In physical education class with Ms. Hannalee Fordyce, Class 1-408 learned all about soccer. For this particular lesson, the teacher modeled how to pass and kick the ball. A chart was displayed listing specific instructions for passing and kicking and guiding the students to have fun and be safe. Students placed their non-kicking foot next to the ball before hitting the middle of the ball with the other foot. They used the inside of their foot to pass and the top of their foot to kick. While learning the new skill of playing soccer, the children enjoyed themselves immensely.
On Thursday, December 16 from 3-5 pm, P.S. 222 held a toy distribution event. Over 70 families registered for this event that saw the collection of 500 toys. Ms. Kirsten Kammermeyer, Theater Teacher, and Mr. Jason Albertson, Music Teacher, coordinated this event. During the first couple of weeks in December, parents and families of alumni students donated new and/or gently used toys of all kinds: card games, board games, puzzles, sports equipment, art, jewelry and arts and crafts sets, science kits, building sets, Lego sets, action figures, toy cars, animal figures, journal sets and diaries. The event included a gift wrapping section and a hot cocoa and peppermint candy cane stand. Families who attended experienced a magical evening filled with the holiday spirit.

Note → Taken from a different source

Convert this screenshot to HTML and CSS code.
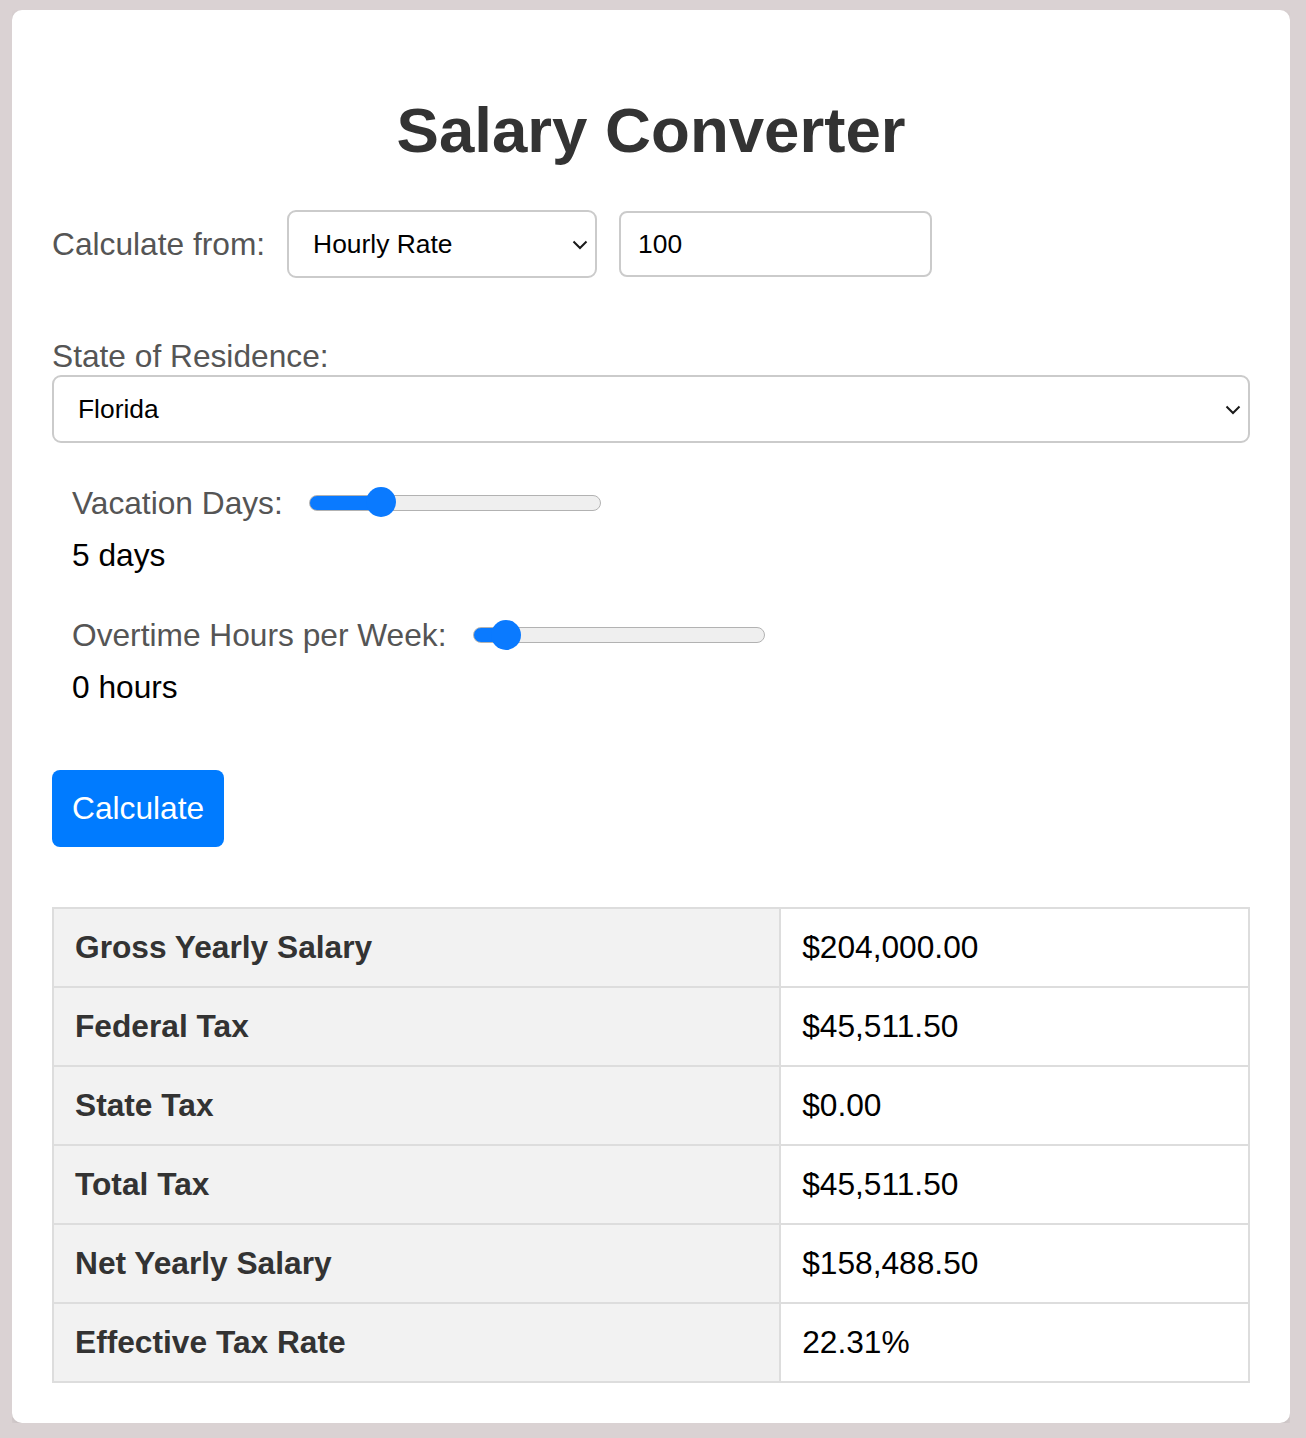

On Tuesday, December 21, the entire P.S. 222 school community of teachers, students, parents and staff members participated in a Winter Solstice Walk to Travers Park. It was an amazing event with over 100 families taking part. To prepare for this activity, our school librarian, Ms. Rosemary Mullen, met with each class and conducted a read aloud on the winter solstice. Ms. Mullen also guided the students in designing their very own lanterns to bring to the walk.
On the day of the walk, families and staff met outside of P.S. 222 at 4:30 pm. Hot cocoa and coffee was provided by The Queensboro Restaurant at the end of the event. We are already looking forward to our next Winter Solstice and having all families join in as we light up the longest night of the year!